By Christopher Hemry
Executive Editor, Vol. 24
Michigan courts are insidiously tedious in the way they secure all-white juries.For serious cases, more than 60 potential jurors are brought to the court, and then 14 are randomly selected to sit in the jury box. From there, they are subjected, one by one, to a litany of questions about their jobs, their families, and their attitudes about crime and law enforcement.
By the third juror, the questioning is monotonous almost to the point of becoming white noise. It’s little wonder, then, that when the juror of color with a slight accent is offered an opportunity to leave — by the judge, no less — they jump at the chance. One Michigan judge is so adept at detecting jurors who “may have trouble understanding trial proceedings,” that he knows as soon as they open their mouths. Despite their previous sworn statement that they understand English he has them identified and excused for cause within 3 sentences.
Other disparities sneak in as the questions drone on for 30-40 more jurors. The black juror isn’t asked for clarification when he says that jury duty would be a burden.
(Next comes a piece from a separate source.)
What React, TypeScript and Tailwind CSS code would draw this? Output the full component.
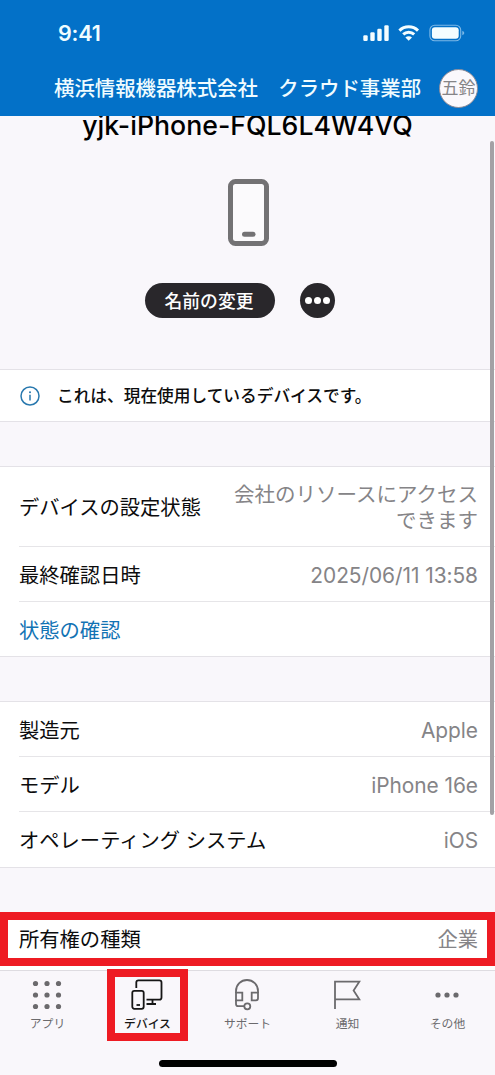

The white juror has to define his financial situation and swear that he wouldn’t be able to make rent. The white juror with an uncle and brother-in-law in law enforcement who said that she’s inclined to believe police over civilians is deemed impartial after she’s pressed into saying she thinks she could set aside her personal feelings and view the evidence fairly. But the black juror whose cousin six states away had a bad experience with police is dismissed for cause. The end result is often an all-white jury.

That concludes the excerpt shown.